My main problem is my anxiety. It manifests in a number of ways but most frequently it's a barrage of thoughts and fears that I just can't shake, usually about things that could be defined as "irrational", although I really don't like that word. I'm trying to finish my PhD at the moment, and there are also some ongoing family illnesses which cause a lot of emotional problems for my mum in particular. But although those things are worrying they don't occupy my mind as much as other things, like worrying about going on holiday, leaving my pets for so long, family members being in a car accident, perhaps things I can't control?

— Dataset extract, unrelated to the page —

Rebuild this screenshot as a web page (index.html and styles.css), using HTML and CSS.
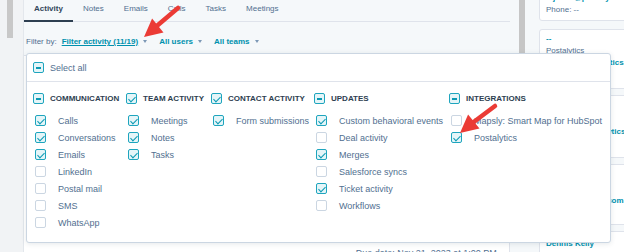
FILE: index.html
```html
<!DOCTYPE html>
<html lang="en">
<head>
  <meta charset="UTF-8">
  <title>Activity filter</title>
  <link rel="stylesheet" href="styles.css">
</head>
<body>
  <div class="page">
    <div class="rail"><div class="rail-thumb"></div></div>

    <div class="main">
      <div class="tabs">
        <div class="tab active">Activity</div>
        <div class="tab">Notes</div>
        <div class="tab">Emails</div>
        <div class="tab">Calls</div>
        <div class="tab">Tasks</div>
        <div class="tab">Meetings</div>
      </div>

      <div class="filter-bar">
        <span class="filter-label">Filter by:</span>
        <span class="filter-item"><span class="filter-link underline">Filter activity (11/19)</span><span class="caret"></span></span>
        <span class="filter-item"><span class="filter-link">All users</span><span class="caret"></span></span>
        <span class="filter-item"><span class="filter-link">All teams</span><span class="caret"></span></span>
      </div>

      <div class="timeline">
        <div class="timeline-row">
          <span class="row-mark"></span>
          <span class="row-title">Marcy Jones filed a ticket to Michael S.</span>
          <span class="row-date">Due date: Nov 21, 2023 at 1:00 PM EST</span>
        </div>
      </div>
    </div>

    <div class="gutter"><div class="gutter-thumb"></div></div>

    <div class="side">
      <div class="card card-first">
        <div class="line link">mjones@postalytics.com</div>
        <div class="line muted">Phone: --</div>
      </div>
      <div class="card card-second">
        <div class="line link">--</div>
        <div class="line muted">Postalytics</div>
        <div class="line link">mjones@postalytics.com</div>
      </div>
      <div class="card card-third">
        <div class="line link">support@postalytics.com</div>
      </div>
      <div class="card card-fourth">
        <div class="line link">dk@postalytics.com</div>
      </div>
      <div class="card card-fifth">
        <div class="line link">Dennis Kelly</div>
      </div>
    </div>
  </div>

  <!-- filter activity dropdown -->
  <div class="dropdown">
    <div class="select-all">
      <span class="cb some"></span>
      <span>Select all</span>
    </div>

    <div class="columns">
      <div class="group">
        <div class="group-head"><span class="cb some"></span>Communication</div>
        <div class="item"><span class="cb on"></span>Calls</div>
        <div class="item"><span class="cb on"></span>Conversations</div>
        <div class="item"><span class="cb on"></span>Emails</div>
        <div class="item"><span class="cb"></span>LinkedIn</div>
        <div class="item"><span class="cb"></span>Postal mail</div>
        <div class="item"><span class="cb"></span>SMS</div>
        <div class="item"><span class="cb"></span>WhatsApp</div>
      </div>
      <div class="group">
        <div class="group-head"><span class="cb on"></span>Team activity</div>
        <div class="item"><span class="cb on"></span>Meetings</div>
        <div class="item"><span class="cb on"></span>Notes</div>
        <div class="item"><span class="cb on"></span>Tasks</div>
      </div>
      <div class="group">
        <div class="group-head"><span class="cb on"></span>Contact activity</div>
        <div class="item"><span class="cb on"></span>Form submissions</div>
      </div>
      <div class="group">
        <div class="group-head"><span class="cb some"></span>Updates</div>
        <div class="item"><span class="cb on"></span>Custom behavioral events</div>
        <div class="item"><span class="cb"></span>Deal activity</div>
        <div class="item"><span class="cb on"></span>Merges</div>
        <div class="item"><span class="cb"></span>Salesforce syncs</div>
        <div class="item"><span class="cb on"></span>Ticket activity</div>
        <div class="item"><span class="cb"></span>Workflows</div>
      </div>
      <div class="group">
        <div class="group-head"><span class="cb some"></span>Integrations</div>
        <div class="item"><span class="cb"></span>Mapsly: Smart Map for HubSpot</div>
        <div class="item"><span class="cb on"></span>Postalytics</div>
      </div>
    </div>
  </div>

  <!-- red callout arrows -->
  <svg class="arrows" width="624" height="252" viewBox="0 0 624 252">
    <line x1="178" y1="8" x2="155" y2="27.5" stroke="#eb3b35" stroke-width="4.5" stroke-linecap="round"/>
    <polygon points="144,37 163.5,32.4 152.1,18.6" fill="#eb3b35"/>
    <line x1="495" y1="106" x2="471" y2="124" stroke="#eb3b35" stroke-width="4.5" stroke-linecap="round"/>
    <polygon points="460,133 479.5,128.4 468.1,114.6" fill="#eb3b35"/>
  </svg>
</body>
</html>
```

FILE: styles.css
```css
* {
  box-sizing: border-box;
}

body {
  margin: 0;
  width: 624px;
  height: 252px;
  overflow: hidden;
  position: relative;
  background: #f5f8fa;
  font-family: "Liberation Sans", Arial, sans-serif;
  color: #33475b;
}

.page {
  display: flex;
  height: 252px;
}

/* left rail with scrollbar */
.rail {
  width: 24px;
  flex: none;
  padding-left: 7px;
  background: #f1f3f5;
  border-right: 1px solid #e3e7ec;
}

.rail-thumb {
  width: 6px;
  height: 38px;
  background: #c8c8c8;
}

/* main column */
.main {
  width: 486px;
  flex: none;
}

.tabs {
  display: flex;
  height: 22px;
  border-bottom: 1px solid #dfe3eb;
}

.tab {
  height: 22px;
  margin-bottom: -1px;
  padding: 4px 10px 0;
  font-size: 8px;
  line-height: 10px;
  color: #516f90;
}

.tab.active {
  color: #33475b;
  font-weight: bold;
  border-bottom: 2px solid #2d3e50;
}

.filter-bar {
  display: flex;
  align-items: center;
  padding: 14px 0 8px 2px;
  font-size: 8px;
  line-height: 11px;
}

.filter-label {
  color: #516f90;
  margin-right: 5px;
}

.filter-item {
  display: flex;
  align-items: center;
  margin-right: 12px;
}

.filter-link {
  color: #0091ae;
  font-weight: bold;
}

.filter-link.underline {
  text-decoration: underline;
}

.caret {
  width: 0;
  height: 0;
  margin-left: 5px;
  border-left: 2.5px solid transparent;
  border-right: 2.5px solid transparent;
  border-top: 3px solid #7c98b6;
}

.timeline {
  height: 300px;
  padding: 192px 7px 0;
  background: #fff;
  border: 1px solid #dfe3eb;
  border-left: none;
}

.timeline-row {
  display: flex;
  align-items: center;
  font-size: 9px;
  line-height: 11px;
}

.row-mark {
  width: 4px;
  height: 4px;
  margin-right: 7px;
  background: #0091ae;
}

.row-title {
  width: 346px;
  color: #33475b;
  font-weight: bold;
}

.row-date {
  color: #516f90;
}

/* gutter with second scrollbar */
.gutter {
  width: 29px;
  flex: none;
  padding-left: 9px;
}

.gutter-thumb {
  width: 6px;
  height: 60px;
  background: #c6c6c6;
}

/* right sidebar cards */
.side {
  width: 85px;
  flex: none;
}

.card {
  width: 100px;
  padding: 0 6px;
  background: #fff;
  border: 1px solid #dfe3eb;
  border-radius: 3px;
  margin-bottom: 6px;
  white-space: nowrap;
  font-size: 8px;
  line-height: 12px;
}

.card-first {
  margin-top: -13px;
  padding-top: 4px;
  height: 34px;
  margin-bottom: 8px;
}

.card-second {
  padding-top: 3px;
  height: 60px;
}

.card-third {
  padding-top: 30px;
  height: 63px;
}

.card-fourth {
  padding-top: 30px;
  height: 61px;
}

.card-fifth {
  padding-top: 6px;
  height: 40px;
}

.line.link {
  color: #0091ae;
  font-weight: bold;
}

.line.muted {
  color: #516f90;
}

/* dropdown */
.dropdown {
  position: absolute;
  left: 26px;
  top: 53px;
  width: 585px;
  height: 190px;
  z-index: 2;
  background: #fff;
  border: 1px solid #cbd6e2;
  border-radius: 3px;
  box-shadow: 0 1px 5px rgba(45, 62, 80, 0.12);
}

.select-all {
  display: flex;
  align-items: center;
  gap: 6px;
  height: 28px;
  padding-left: 6px;
  border-bottom: 1px solid #dfe3eb;
  font-size: 9px;
  color: #516f90;
}

.columns {
  display: grid;
  grid-template-columns: 93px 85px 103px 135px 1fr;
  padding: 11px 6px 0;
}

.group-head {
  display: flex;
  align-items: center;
  gap: 6px;
  height: 11px;
  margin-bottom: 8px;
  font-size: 8px;
  font-weight: bold;
  text-transform: uppercase;
  color: #2d3e50;
  white-space: nowrap;
}

.item {
  display: flex;
  align-items: center;
  gap: 12px;
  height: 17px;
  padding-left: 2px;
  font-size: 9px;
  color: #516f90;
  white-space: nowrap;
}

/* checkboxes */
.cb {
  position: relative;
  flex: none;
  width: 11px;
  height: 11px;
  background: #fff;
  border: 1px solid #cbd6e2;
  border-radius: 2px;
}

.cb.on,
.cb.some {
  background: #e5f5f8;
  border-color: #1ea5be;
}

.cb.on::after {
  content: "";
  position: absolute;
  left: 3px;
  top: 0.5px;
  width: 3px;
  height: 6px;
  border: solid #0b99b3;
  border-width: 0 1.5px 1.5px 0;
  transform: rotate(45deg);
}

.cb.some::after {
  content: "";
  position: absolute;
  left: 2px;
  top: 4px;
  width: 5px;
  height: 1.5px;
  background: #0b99b3;
}

.arrows {
  position: absolute;
  left: 0;
  top: 0;
  z-index: 3;
  pointer-events: none;
}
```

I'm constantly analysing and overthinking everything and it would just be so nice to be able to talk about this stuff with people who get it. I'm also a really caring, supportive person so I'd love to be able to help other people if I can! So, hi! :)

venusbluejeans
02-09-17, 21:19
Hiya Kloren and welcome to NMP :welcome:

Why not take a look at our articles on our home page, they contain a wealth of information and are a great starting place for your time on the forum.

I hope you find the as site helpful and informative as I have and that you get the help and support you need here and hope that you meet a few friends along the way :yesyes:

J-UK
10-09-17, 16:42
Hi Kloren.

I'm new here too, welcome aboard.

I can totally relate to the "over thinking everything". My thoughts tend to centre on how I assume others perceive me, mainly negatively of course, as I have low self worth/ low self confidence. I know how frustrating it can be to have an irrational thought, know it's irrational, yet still find it impossible to move on from it.

Like you I had suffered with depression in the past but have overcome that on the whole. The only time I fall into a low mood now is if I've gone through something that's made me feel anxious and useless... normally my face has flushed for no reasonable reason during a perfectly normal conversation and I've started sweating and had to escape asap.

I'm hoping this forum can be a bit of a breathing space to chat to people that can understand me a bit better and I hope you find the same :)

It's good that even with all your struggles you've pushed through to nearly complete your PhD! That's a big achievement.